La De Angelis è determinata nella sua interpretazione, riesce ad infondere un tono misurato alla nostra eroina, grande orgoglio, dignità ma anche piccole fughe, sbavature previste e sottolineate da microespressioni, sguardi di complicità, l’alzata di un sopracciglio o una smorfia comica di presa in giro, che contrasta con la facciata che sostiene per poter esistere nel mondo di uomini che la ostacola, con una credibilità che ne consacra il talento. Funziona talmente bene nel ruolo che riusciamo a credere di intravedere il carattere di questo personaggio storico, riuscendo a giustificarne anche il ruolo fiction di investigatrice.

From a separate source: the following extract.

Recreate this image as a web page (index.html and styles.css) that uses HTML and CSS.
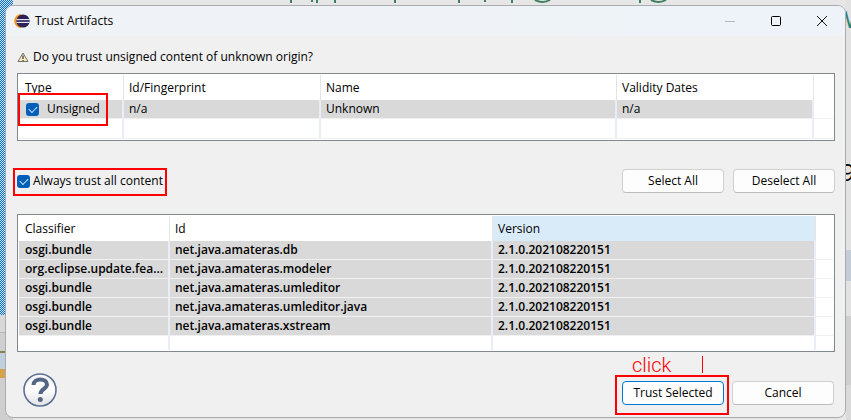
FILE: index.html
```html
<!DOCTYPE html>
<html lang="en">
<head>
<meta charset="utf-8">
<title>Trust Artifacts</title>
<link rel="stylesheet" href="styles.css">
</head>
<body>
<div class="desktop" aria-hidden="true">
  <svg class="checker" width="13" height="315" shape-rendering="crispEdges">
    <defs><pattern id="ck" width="2" height="2" patternUnits="userSpaceOnUse"><rect width="2" height="2" fill="#0070cc"/><rect width="1" height="1" fill="#d0e2f0"/><rect x="1" y="1" width="1" height="1" fill="#d0e2f0"/></pattern></defs>
    <rect width="13" height="315" fill="url(#ck)"/>
  </svg>
  <svg class="fringe" viewBox="0 0 400 5">
    <path fill="#3f7f5f" d="M10 0h2v3h-2zM31 0h2v2h-2zM36 0h2v3h-2zM54 0h2v3h-2zM114 0h2v3h-2zM178 0h2v3h-2zM204 0h2v2h-2zM231 0h2v3h-2zM359 0h2v3h-2z"/>
    <path d="M255 0q8 4 15 0M371 0q8 4 15 0" fill="none" stroke="#3f7f5f" stroke-width="2"/>
  </svg>
  <div class="right-strip"><span class="peek peek-w">W</span><span class="peek peek-9">9</span></div>
  <div class="left-low"></div>
</div>
<main class="dialog">
  <header class="titlebar">
    <svg class="logo" viewBox="0 0 16 16" width="16" height="16">
      <path d="M7 1C-2 2-2 14 7 15z" fill="#f7941e"/>
      <circle cx="9" cy="8" r="6.600" fill="#2c2255"/>
      <path d="M2.500 6.500h13M2.500 9.500h13" stroke="#e6e4f0"/>
      <path d="M2.500 8h13" stroke="#6d6796"/>
    </svg>
    <h1>Trust Artifacts</h1>
    <div class="winbtns">
      <button aria-label="Minimize" disabled><svg viewBox="0 0 12 12" width="12" height="12"><path d="M1 6.500h10" stroke="#b5b9bc"/></svg></button>
      <button aria-label="Maximize"><svg viewBox="0 0 12 12" width="12" height="12"><rect x="1.500" y="1.500" width="9" height="9" rx="1" fill="none" stroke="#000"/></svg></button>
      <button aria-label="Close"><svg viewBox="0 0 12 12" width="12" height="12"><path d="M1 1l10 10M11 1L1 11" stroke="#111"/></svg></button>
    </div>
  </header>
  <div class="content">
    <p class="question">
      <svg viewBox="0 0 12 11" width="12" height="11"><path d="M6 1L11 9.500H1z" fill="#fbe9c4" stroke="#77716a" stroke-linejoin="round"/><path d="M6 3.500v3.500M6 8v1" stroke="#333" stroke-width="1.200"/></svg>
      Do you trust unsigned content of unknown origin?
    </p>
    <div class="grid">
      <table>
        <colgroup><col class="c-type"><col class="c-print"><col class="c-name"><col class="c-print"><col></colgroup>
        <thead><tr><th>Type</th><th>Id/Fingerprint</th><th>Name</th><th>Validity Dates</th><td></td></tr></thead>
        <tbody>
          <tr><td><label class="check marked marked-row"><input type="checkbox" checked>Unsigned</label></td><td>n/a</td><td>Unknown</td><td>n/a</td><td></td></tr>
          <tr class="empty"><td></td><td></td><td></td><td></td><td></td></tr>
        </tbody>
      </table>
    </div>
    <div class="options">
      <label class="check marked marked-all"><input type="checkbox" checked>Always trust all content</label>
      <div class="buttons">
        <button class="btn">Select All</button>
        <button class="btn">Deselect All</button>
      </div>
    </div>
    <div class="grid">
      <table>
        <colgroup><col class="c-class"><col class="c-wide"><col class="c-wide"><col></colgroup>
        <thead><tr><th>Classifier</th><th>Id</th><th class="sorted">Version</th><td></td></tr></thead>
        <tbody class="bold">
          <tr><td>osgi.bundle</td><td>net.java.amateras.db</td><td>2.1.0.202108220151</td><td></td></tr>
          <tr><td>org.eclipse.update.fea...</td><td>net.java.amateras.modeler</td><td>2.1.0.202108220151</td><td></td></tr>
          <tr><td>osgi.bundle</td><td>net.java.amateras.umleditor</td><td>2.1.0.202108220151</td><td></td></tr>
          <tr><td>osgi.bundle</td><td>net.java.amateras.umleditor.java</td><td>2.1.0.202108220151</td><td></td></tr>
          <tr><td>osgi.bundle</td><td>net.java.amateras.xstream</td><td>2.1.0.202108220151</td><td></td></tr>
          <tr class="empty last"><td></td><td></td><td></td><td></td></tr>
        </tbody>
      </table>
    </div>
    <footer class="footer">
      <button class="help" aria-label="Help">
        <svg viewBox="0 0 36 36" width="36" height="36">
          <defs><linearGradient id="hg" x1="0" y1="0" x2="0" y2="1"><stop offset="0" stop-color="#f5f5f5"/><stop offset=".5" stop-color="#fcfcfc"/><stop offset="1" stop-color="#e2e2e4"/></linearGradient></defs>
          <circle cx="18" cy="18" r="16" fill="url(#hg)" stroke="#5c6f91" stroke-width="1.600"/>
          <path d="M11.500 13c0-7.500 13.500-7 13.500-.5 0 4.500-6.500 4.500-6.500 9.500" fill="none" stroke="#526583" stroke-width="4"/>
          <circle cx="18.300" cy="27.500" r="2.500" fill="#526583"/>
        </svg>
      </button>
      <div class="buttons">
        <div class="marked marked-trust">
          <span class="note">click</span><span class="caret"></span>
          <button class="btn primary">Trust Selected</button>
        </div>
        <button class="btn">Cancel</button>
      </div>
    </footer>
  </div>
</main>
</body>
</html>
```
FILE: styles.css
```css
* { box-sizing: border-box; }
body {
  margin: 0;
  padding: 5px 5px 2px;
  min-height: 100vh;
  display: flex;
  overflow: hidden;
  position: relative;
  background: #e6e6e6;
  color: #000;
  font: 12px/18px "Open Sans", "Noto Sans", sans-serif;
}
button, input { font: inherit; color: inherit; }

.desktop { position: absolute; inset: 0; }
.checker { position: absolute; top: 0; left: 0; }
.fringe { position: absolute; left: 280px; top: 0; width: 400px; height: 5px; }
.right-strip { position: absolute; right: 0; top: 0; bottom: 0; width: 5px; overflow: hidden; background: linear-gradient(#e2e2e2 250px, #c4ccd8 250px, #c4ccd8 281px, #e2e2e2 281px, #e2e2e2 316px, #cfcfcf 316px, #cfcfcf 385px, #dadada 385px); }
.peek { position: absolute; font-size: 24px; line-height: 24px; }
.peek-w { left: -2px; top: 7px; color: #2f7f75; }
.peek-9 { left: -5px; top: 160px; }
.left-low { position: absolute; left: 0; top: 315px; bottom: 0; width: 13px; background: linear-gradient(#d8d8d8 17px, #b9b9b9 17px, #b9b9b9 18px, #cfcfcf 18px, #cfcfcf 36px, #8a8150 36px, #8a8150 38px, #bfd0dc 38px, #bfd0dc 54px, #d5a24a 54px, #d5a24a 63px, #cfcfcf 63px); }

.dialog {
  position: relative;
  flex: 1;
  display: flex;
  flex-direction: column;
  background: #f0f0f0;
  border: 1px solid #a9abae;
  border-radius: 8px;
  overflow: hidden;
}
.titlebar {
  display: flex;
  align-items: center;
  height: 30px;
  padding-left: 8px;
  background: linear-gradient(90deg, #f0f3f6, #edf3f9);
}
.titlebar h1 { margin: 0 0 0 5px; font-size: 12px; font-weight: 400; }
.winbtns { display: flex; margin-left: auto; }
.winbtns button { width: 46px; height: 30px; padding: 0; border: 0; background: none; display: grid; place-items: center; }

.content { display: flex; flex-direction: column; padding: 12px 10px 0 11px; }
.question { margin: 0 0 7px; display: flex; align-items: center; gap: 4px; }
.grid { border: 1px solid #828790; background: #fff; padding: 1px; }
table { width: 100%; table-layout: fixed; border-collapse: separate; border-spacing: 0; }
th, td { padding: 0 0 0 5px; text-align: left; font-weight: 400; white-space: nowrap; border-right: 1px solid #e5e5e5; }
tr > :first-child { padding-left: 6px; }
tr > :last-child { border-right: 0; }
th { height: 25px; }
tbody td { height: 19px; line-height: 18px; border-right: 2px solid #e9edf5; border-bottom: 1px solid #f0f0f0; }
tbody td:not(:last-child) { background: #d9d9d9; }
tbody .empty td { height: 20px; background: #fff; }
tbody .empty.last td { height: 14px; border-bottom: 0; }
.bold td { font-weight: 600; }
.sorted { background: #d9ebf9; }
.c-type { width: 105px; }
.c-print { width: 197px; }
.c-name { width: 296px; }
.c-class { width: 151px; }
.c-wide { width: 323px; }

.check { position: relative; display: inline-flex; align-items: center; gap: 3px; }
td .check { display: flex; width: max-content; gap: 8px; padding-left: 1px; }
.check input {
  appearance: none;
  margin: 0;
  width: 13px;
  height: 13px;
  border-radius: 3px;
  background: #005fb8;
  display: grid;
  place-items: center;
}
.check input:checked::before {
  content: "";
  width: 7px;
  height: 4px;
  border: solid #cfe3f5;
  border-width: 0 0 1px 1px;
  transform: translateY(-1px) rotate(-45deg);
}
.marked { position: relative; }
.marked::after { content: ""; position: absolute; border: 2px solid #f00; pointer-events: none; }
.marked-row::after { inset: -7px -8px -8px -7px; }
.marked-all::after { inset: -4px -4px -6px -4px; }
.marked-trust::after { inset: -6px -5px -7px -7px; }

.options { display: flex; align-items: center; justify-content: space-between; padding: 28px 0 21px; }
.buttons { display: flex; gap: 9px; }
.btn {
  display: block;
  width: 102px;
  height: 24px;
  padding: 0;
  border: 1px solid #d0d0d0;
  border-bottom-color: #bcbcbc;
  border-radius: 4px;
  background: #fdfdfd;
}
.primary { border-color: #0078d4; }
.footer { display: flex; justify-content: space-between; padding: 20px 1px 0 5px; }
.footer .buttons { padding-top: 9px; gap: 8px; }
.help { padding: 0; border: 0; background: none; height: 36px; }
.help svg { display: block; }
.note { position: absolute; left: 10px; top: -28px; color: #f00; font: 300 20px/24px Roboto, sans-serif; }
.caret { position: absolute; left: 80px; top: -25px; width: 1px; height: 17px; background: #f00; }
```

Nel cast anche Pier Luigi Pasino nel ruolo del fratello Giovanni Enrico, Sara Lazzaro nel ruolo della cognata Teresa Barberis, Eduardo Scarpetta nel ruolo di Jacopo Barberis giornalista, Dario Aita nel ruolo di Andrea Caracciolo, commerciante e amante di Lidia, Sinead Tornhill nel ruolo della nipote Marianna Poët, tutti molto preparati e convincenti nei ruoli.

La serie di sei puntate ha sia una trama che segue le vicende di Lidia, sia un caso da risolvere, riuscendo a coinvolgere in modo mai banale, puntando sul tema del femminismo con spirito rabbioso come quello della sua protagonista, impossibile da contenere, che ricorda alle donne di oggi, quanto lunga è stata la marcia verso la parità, per lo meno riconosciuta in Costituzione. Un modo per sottolineare come la giustizia di oggi è altra cosa rispetto al passato, dove il processo penale veniva costruito più sulla base di un pregiudizio o una confessione estorta, piuttosto che su delle vere prove scientifiche.

Una serie che alza l’asticella delle aspettative rispetto ai numerosi prodotti sia dei portali che della tv di Stato le cui ultime fiction non hanno convinto nonostante siano tratte da romanzi seriali di grande successo.